## [DIRECTIVE]
Retype all of the listing exactly, passing over any picture you find.

## [INFORMATION PROVIDED]

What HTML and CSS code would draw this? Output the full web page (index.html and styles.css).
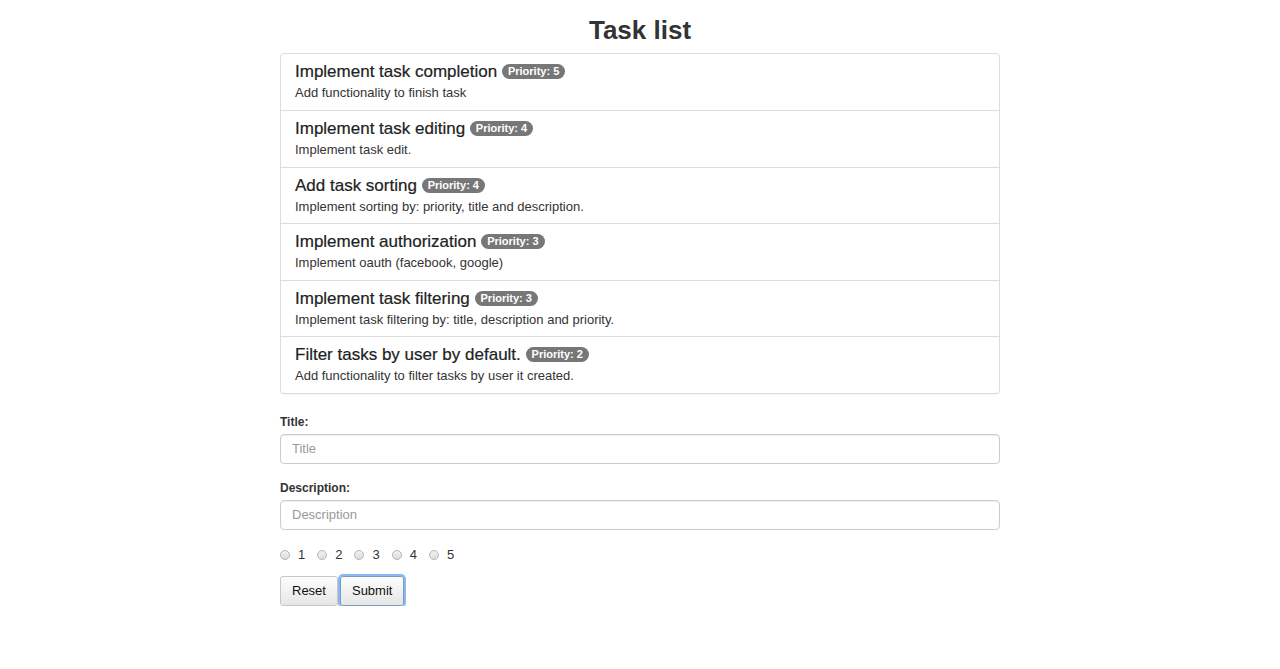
FILE: index.html
```html
<!DOCTYPE html>
<html>
<head>
<meta charset="utf-8">
<link rel="stylesheet" href="styles.css">
</head>
<body>
<div class="container">
  <h1 class="page-title">Task list</h1>
  <ul class="list-group">
    <li class="list-item">
      <h4 class="item-title">Implement task completion <span class="badge">Priority: 5</span></h4>
      <p class="item-desc">Add functionality to finish task</p>
    </li>
    <li class="list-item">
      <h4 class="item-title">Implement task editing <span class="badge">Priority: 4</span></h4>
      <p class="item-desc">Implement task edit.</p>
    </li>
    <li class="list-item">
      <h4 class="item-title">Add task sorting <span class="badge">Priority: 4</span></h4>
      <p class="item-desc">Implement sorting by: priority, title and description.</p>
    </li>
    <li class="list-item">
      <h4 class="item-title">Implement authorization <span class="badge">Priority: 3</span></h4>
      <p class="item-desc">Implement oauth (facebook, google)</p>
    </li>
    <li class="list-item">
      <h4 class="item-title">Implement task filtering <span class="badge">Priority: 3</span></h4>
      <p class="item-desc">Implement task filtering by: title, description and priority.</p>
    </li>
    <li class="list-item">
      <h4 class="item-title">Filter tasks by user by default. <span class="badge">Priority: 2</span></h4>
      <p class="item-desc">Add functionality to filter tasks by user it created.</p>
    </li>
  </ul>
  <form class="task-form">
    <div class="form-group">
      <label class="form-label" for="title">Title:</label>
      <input class="form-control" id="title" type="text" placeholder="Title">
    </div>
    <div class="form-group">
      <label class="form-label" for="desc">Description:</label>
      <input class="form-control" id="desc" type="text" placeholder="Description">
    </div>
    <div class="radios">
      <label class="radio"><span class="radio-dot"></span>1</label>
      <label class="radio"><span class="radio-dot"></span>2</label>
      <label class="radio"><span class="radio-dot"></span>3</label>
      <label class="radio"><span class="radio-dot"></span>4</label>
      <label class="radio"><span class="radio-dot"></span>5</label>
    </div>
    <div class="buttons">
      <button type="button" class="btn">Reset</button>
      <button type="button" class="btn btn-focus">Submit</button>
    </div>
  </form>
</div>
</body>
</html>
```

FILE: styles.css
```css
* { box-sizing: border-box; }
html, body { margin: 0; padding: 0; background: #fff; }
body {
  font-family: "Liberation Sans", Arial, Helvetica, sans-serif;
  font-size: 13px;
  color: #333;
}
.container {
  width: 720px;
  margin: 0 auto;
}
.page-title {
  margin: 0;
  padding-top: 14px;
  height: 53px;
  text-align: center;
  font-size: 26px;
  line-height: 32px;
  font-weight: bold;
  color: #333;
}
.list-group {
  list-style: none;
  margin: 0;
  padding: 0;
  border: 1px solid #ddd;
  border-radius: 4px;
  box-shadow: 0 1px 1px rgba(0,0,0,0.05);
}
.list-item {
  padding: 8px 14px 8px 14px;
  border-top: 1px solid #ddd;
  height: 56.6px;
}
.list-item:first-child { border-top: none; height: 56px; padding-top: 8px; }
.item-title {
  margin: 0;
  font-size: 17px;
  line-height: 20px;
  font-weight: normal;
  color: #222;
  -webkit-text-stroke: 0.2px #222;
}
.badge {
  display: inline-block;
  vertical-align: 2px;
  background: #777;
  color: #fff;
  font-size: 11px;
  font-weight: bold;
  line-height: 11px;
  padding: 2px 6px;
  border-radius: 8px;
  -webkit-text-stroke: 0;
}
.item-desc {
  margin: 2px 0 0 0;
  font-size: 13px;
  line-height: 17px;
}
.task-form { margin-top: 21px; }
.form-group { margin-bottom: 17px; }
.form-label {
  display: block;
  font-weight: bold;
  font-size: 12px;
  line-height: 15px;
  margin-bottom: 4px;
}
.form-control {
  display: block;
  width: 100%;
  height: 30px;
  padding: 5px 11px;
  border: 1px solid #ccc;
  border-radius: 4px;
  font-family: inherit;
  font-size: 13px;
  color: #555;
  box-shadow: inset 0 1px 1px rgba(0,0,0,0.075);
}
.form-control::placeholder { color: #999; }
.radios {
  display: flex;
  gap: 12px;
  margin-top: -2px;
  height: 20px;
  align-items: center;
}
.radio {
  display: flex;
  align-items: center;
  gap: 8px;
  font-size: 13px;
}
.radio-dot {
  display: inline-block;
  width: 10px;
  height: 10px;
  border-radius: 50%;
  border: 1px solid #b5b5b5;
  background: linear-gradient(#f2f2f2, #dcdcdc);
}
.buttons {
  display: flex;
  gap: 2px;
  margin-top: 11px;
}
.btn {
  height: 30px;
  padding: 0 11px;
  font-family: inherit;
  font-size: 13px;
  color: #111;
  border: 1px solid #c7c7c7;
  border-radius: 3px;
  background: linear-gradient(#fdfdfd, #e6e6e6);
}
.btn-focus {
  box-shadow: 0 0 0 2px #8ab8f0;
  border: 1px solid #7a9bc0;
}
```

## [ANSWER TO THIS TASK]
What HTML and CSS code would draw this? Output the full web page (index.html and styles.css).
FILE: index.html
```html
<!DOCTYPE html>
<html>
<head>
<meta charset="utf-8">
<link rel="stylesheet" href="styles.css">
</head>
<body>
<div class="container">
  <h1 class="page-title">Task list</h1>
  <ul class="list-group">
    <li class="list-item">
      <h4 class="item-title">Implement task completion <span class="badge">Priority: 5</span></h4>
      <p class="item-desc">Add functionality to finish task</p>
    </li>
    <li class="list-item">
      <h4 class="item-title">Implement task editing <span class="badge">Priority: 4</span></h4>
      <p class="item-desc">Implement task edit.</p>
    </li>
    <li class="list-item">
      <h4 class="item-title">Add task sorting <span class="badge">Priority: 4</span></h4>
      <p class="item-desc">Implement sorting by: priority, title and description.</p>
    </li>
    <li class="list-item">
      <h4 class="item-title">Implement authorization <span class="badge">Priority: 3</span></h4>
      <p class="item-desc">Implement oauth (facebook, google)</p>
    </li>
    <li class="list-item">
      <h4 class="item-title">Implement task filtering <span class="badge">Priority: 3</span></h4>
      <p class="item-desc">Implement task filtering by: title, description and priority.</p>
    </li>
    <li class="list-item">
      <h4 class="item-title">Filter tasks by user by default. <span class="badge">Priority: 2</span></h4>
      <p class="item-desc">Add functionality to filter tasks by user it created.</p>
    </li>
  </ul>
  <form class="task-form">
    <div class="form-group">
      <label class="form-label" for="title">Title:</label>
      <input class="form-control" id="title" type="text" placeholder="Title">
    </div>
    <div class="form-group">
      <label class="form-label" for="desc">Description:</label>
      <input class="form-control" id="desc" type="text" placeholder="Description">
    </div>
    <div class="radios">
      <label class="radio"><span class="radio-dot"></span>1</label>
      <label class="radio"><span class="radio-dot"></span>2</label>
      <label class="radio"><span class="radio-dot"></span>3</label>
      <label class="radio"><span class="radio-dot"></span>4</label>
      <label class="radio"><span class="radio-dot"></span>5</label>
    </div>
    <div class="buttons">
      <button type="button" class="btn">Reset</button>
      <button type="button" class="btn btn-focus">Submit</button>
    </div>
  </form>
</div>
</body>
</html>
```

FILE: styles.css
```css
* { box-sizing: border-box; }
html, body { margin: 0; padding: 0; background: #fff; }
body {
  font-family: "Liberation Sans", Arial, Helvetica, sans-serif;
  font-size: 13px;
  color: #333;
}
.container {
  width: 720px;
  margin: 0 auto;
}
.page-title {
  margin: 0;
  padding-top: 14px;
  height: 53px;
  text-align: center;
  font-size: 26px;
  line-height: 32px;
  font-weight: bold;
  color: #333;
}
.list-group {
  list-style: none;
  margin: 0;
  padding: 0;
  border: 1px solid #ddd;
  border-radius: 4px;
  box-shadow: 0 1px 1px rgba(0,0,0,0.05);
}
.list-item {
  padding: 8px 14px 8px 14px;
  border-top: 1px solid #ddd;
  height: 56.6px;
}
.list-item:first-child { border-top: none; height: 56px; padding-top: 8px; }
.item-title {
  margin: 0;
  font-size: 17px;
  line-height: 20px;
  font-weight: normal;
  color: #222;
  -webkit-text-stroke: 0.2px #222;
}
.badge {
  display: inline-block;
  vertical-align: 2px;
  background: #777;
  color: #fff;
  font-size: 11px;
  font-weight: bold;
  line-height: 11px;
  padding: 2px 6px;
  border-radius: 8px;
  -webkit-text-stroke: 0;
}
.item-desc {
  margin: 2px 0 0 0;
  font-size: 13px;
  line-height: 17px;
}
.task-form { margin-top: 21px; }
.form-group { margin-bottom: 17px; }
.form-label {
  display: block;
  font-weight: bold;
  font-size: 12px;
  line-height: 15px;
  margin-bottom: 4px;
}
.form-control {
  display: block;
  width: 100%;
  height: 30px;
  padding: 5px 11px;
  border: 1px solid #ccc;
  border-radius: 4px;
  font-family: inherit;
  font-size: 13px;
  color: #555;
  box-shadow: inset 0 1px 1px rgba(0,0,0,0.075);
}
.form-control::placeholder { color: #999; }
.radios {
  display: flex;
  gap: 12px;
  margin-top: -2px;
  height: 20px;
  align-items: center;
}
.radio {
  display: flex;
  align-items: center;
  gap: 8px;
  font-size: 13px;
}
.radio-dot {
  display: inline-block;
  width: 10px;
  height: 10px;
  border-radius: 50%;
  border: 1px solid #b5b5b5;
  background: linear-gradient(#f2f2f2, #dcdcdc);
}
.buttons {
  display: flex;
  gap: 2px;
  margin-top: 11px;
}
.btn {
  height: 30px;
  padding: 0 11px;
  font-family: inherit;
  font-size: 13px;
  color: #111;
  border: 1px solid #c7c7c7;
  border-radius: 3px;
  background: linear-gradient(#fdfdfd, #e6e6e6);
}
.btn-focus {
  box-shadow: 0 0 0 2px #8ab8f0;
  border: 1px solid #7a9bc0;
}
```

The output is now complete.